## Goal:
Transcribe every line exactly and omit anything that is a picture.

#### Collected material

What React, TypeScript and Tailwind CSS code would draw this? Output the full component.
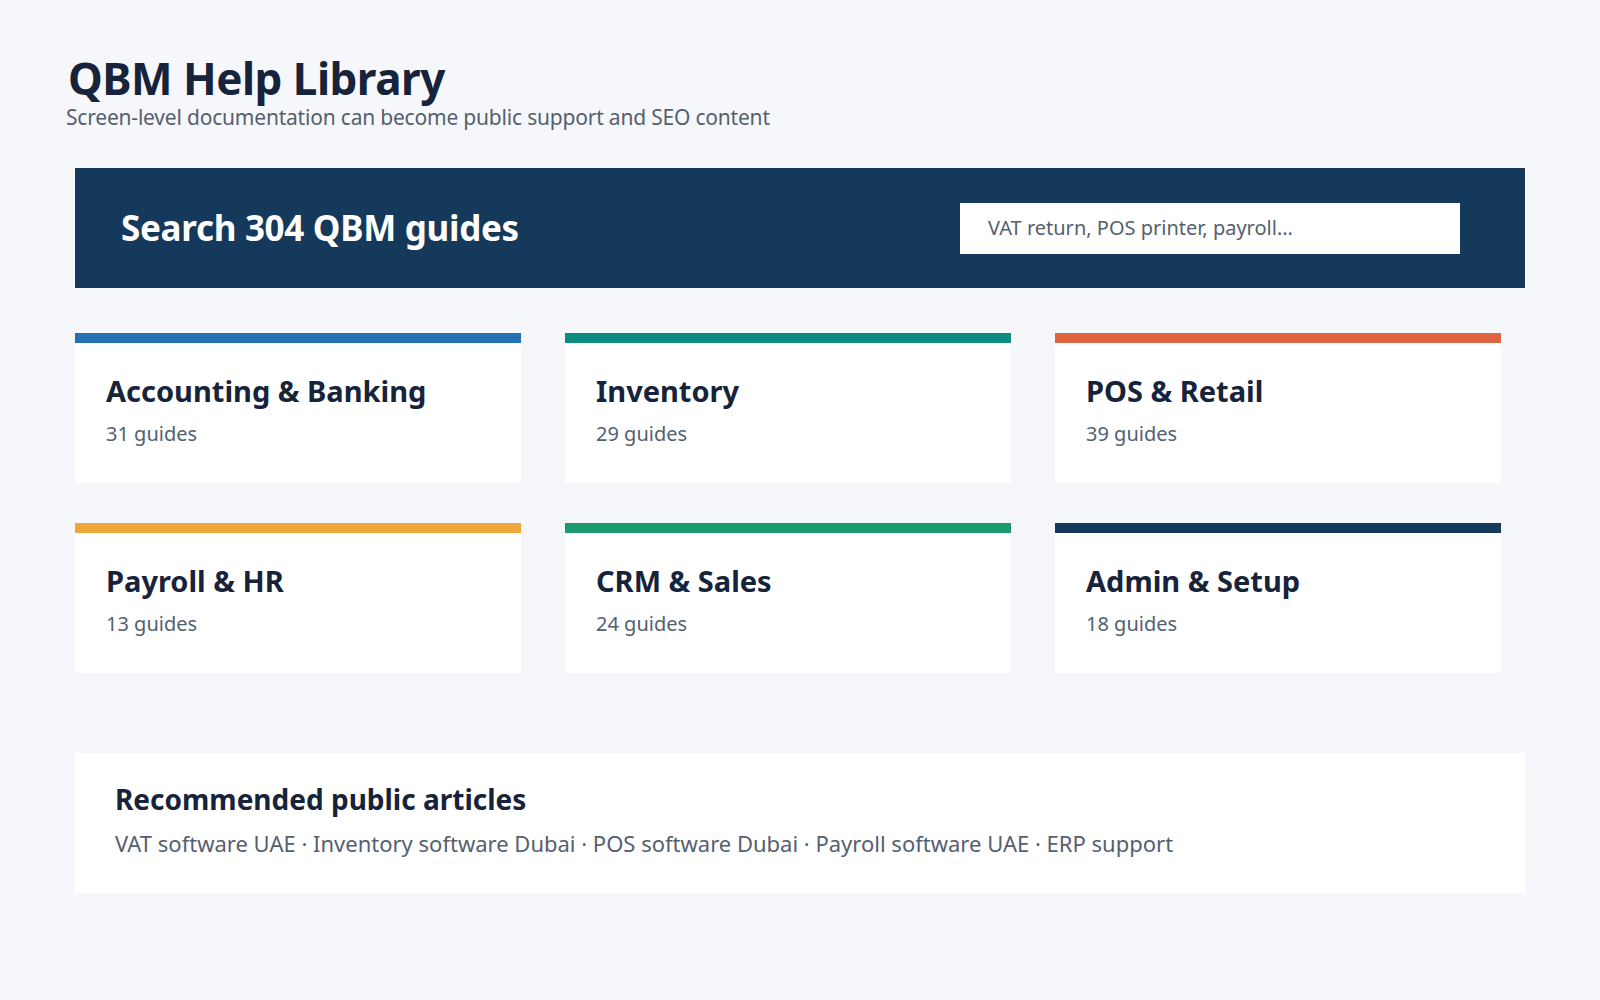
const categories = [
  { name: "Accounting & Banking", count: 31, bar: "bg-[#2470b3]" },
  { name: "Inventory", count: 29, bar: "bg-[#0e8c80]" },
  { name: "POS & Retail", count: 39, bar: "bg-[#e0643f]" },
  { name: "Payroll & HR", count: 13, bar: "bg-[#f0a73a]" },
  { name: "CRM & Sales", count: 24, bar: "bg-[#1a9a6c]" },
  { name: "Admin & Setup", count: 18, bar: "bg-[#15395a]" },
];

export default function App() {
  return (
    <div className="w-[1600px] h-[1000px] bg-[#f6f7fb] font-['Noto_Sans',sans-serif] overflow-hidden">
      <div className="pl-[66px] pt-[52px]">
        <h1 className="text-[44px] leading-[52px] font-bold text-[#17233a] pl-[2px] tracking-[-0.5px]">QBM Help Library</h1>
        <p className="text-[21px] leading-[26px] text-[#55606f] tracking-[-0.2px]">
          Screen-level documentation can become public support and SEO content
        </p>
      </div>

      <div className="ml-[75px] mt-[38px] w-[1450px] h-[120px] bg-[#15395a] flex items-center justify-between pl-[46px] pr-[65px]">
        <h2 className="text-[35px] font-bold text-white tracking-[-0.3px]">Search 304 QBM guides</h2>
        <div className="w-[500px] h-[51px] bg-white flex items-center px-[28px] text-[20px] text-[#55606f]">
          VAT return, POS printer, payroll...
        </div>
      </div>

      <div className="ml-[75px] mt-[45px] grid grid-cols-[446px_446px_446px] gap-x-[44px] gap-y-[40px]">
        {categories.map((c) => (
          <div key={c.name} className="bg-white h-[150px]">
            <div className={`h-[10px] ${c.bar}`} />
            <div className="pl-[31px] pt-[30px]">
              <div className="text-[29px] leading-[36px] font-bold text-[#17233a]">{c.name}</div>
              <div className="mt-[10px] text-[20px] text-[#55606f]">{c.count} guides</div>
            </div>
          </div>
        ))}
      </div>

      <div className="ml-[75px] mt-[80px] w-[1450px] h-[140px] bg-white pl-[40px] pt-[28px]">
        <h3 className="text-[28px] leading-[36px] font-bold text-[#17233a]">Recommended public articles</h3>
        <p className="mt-[10px] text-[22px] text-[#55606f]">
          VAT software UAE · Inventory software Dubai · POS software Dubai · Payroll software UAE · ERP support
        </p>
      </div>
    </div>
  );
}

########

## Task result:
What React, TypeScript and Tailwind CSS code would draw this? Output the full component.
const categories = [
  { name: "Accounting & Banking", count: 31, bar: "bg-[#2470b3]" },
  { name: "Inventory", count: 29, bar: "bg-[#0e8c80]" },
  { name: "POS & Retail", count: 39, bar: "bg-[#e0643f]" },
  { name: "Payroll & HR", count: 13, bar: "bg-[#f0a73a]" },
  { name: "CRM & Sales", count: 24, bar: "bg-[#1a9a6c]" },
  { name: "Admin & Setup", count: 18, bar: "bg-[#15395a]" },
];

export default function App() {
  return (
    <div className="w-[1600px] h-[1000px] bg-[#f6f7fb] font-['Noto_Sans',sans-serif] overflow-hidden">
      <div className="pl-[66px] pt-[52px]">
        <h1 className="text-[44px] leading-[52px] font-bold text-[#17233a] pl-[2px] tracking-[-0.5px]">QBM Help Library</h1>
        <p className="text-[21px] leading-[26px] text-[#55606f] tracking-[-0.2px]">
          Screen-level documentation can become public support and SEO content
        </p>
      </div>

      <div className="ml-[75px] mt-[38px] w-[1450px] h-[120px] bg-[#15395a] flex items-center justify-between pl-[46px] pr-[65px]">
        <h2 className="text-[35px] font-bold text-white tracking-[-0.3px]">Search 304 QBM guides</h2>
        <div className="w-[500px] h-[51px] bg-white flex items-center px-[28px] text-[20px] text-[#55606f]">
          VAT return, POS printer, payroll...
        </div>
      </div>

      <div className="ml-[75px] mt-[45px] grid grid-cols-[446px_446px_446px] gap-x-[44px] gap-y-[40px]">
        {categories.map((c) => (
          <div key={c.name} className="bg-white h-[150px]">
            <div className={`h-[10px] ${c.bar}`} />
            <div className="pl-[31px] pt-[30px]">
              <div className="text-[29px] leading-[36px] font-bold text-[#17233a]">{c.name}</div>
              <div className="mt-[10px] text-[20px] text-[#55606f]">{c.count} guides</div>
            </div>
          </div>
        ))}
      </div>

      <div className="ml-[75px] mt-[80px] w-[1450px] h-[140px] bg-white pl-[40px] pt-[28px]">
        <h3 className="text-[28px] leading-[36px] font-bold text-[#17233a]">Recommended public articles</h3>
        <p className="mt-[10px] text-[22px] text-[#55606f]">
          VAT software UAE · Inventory software Dubai · POS software Dubai · Payroll software UAE · ERP support
        </p>
      </div>
    </div>
  );
}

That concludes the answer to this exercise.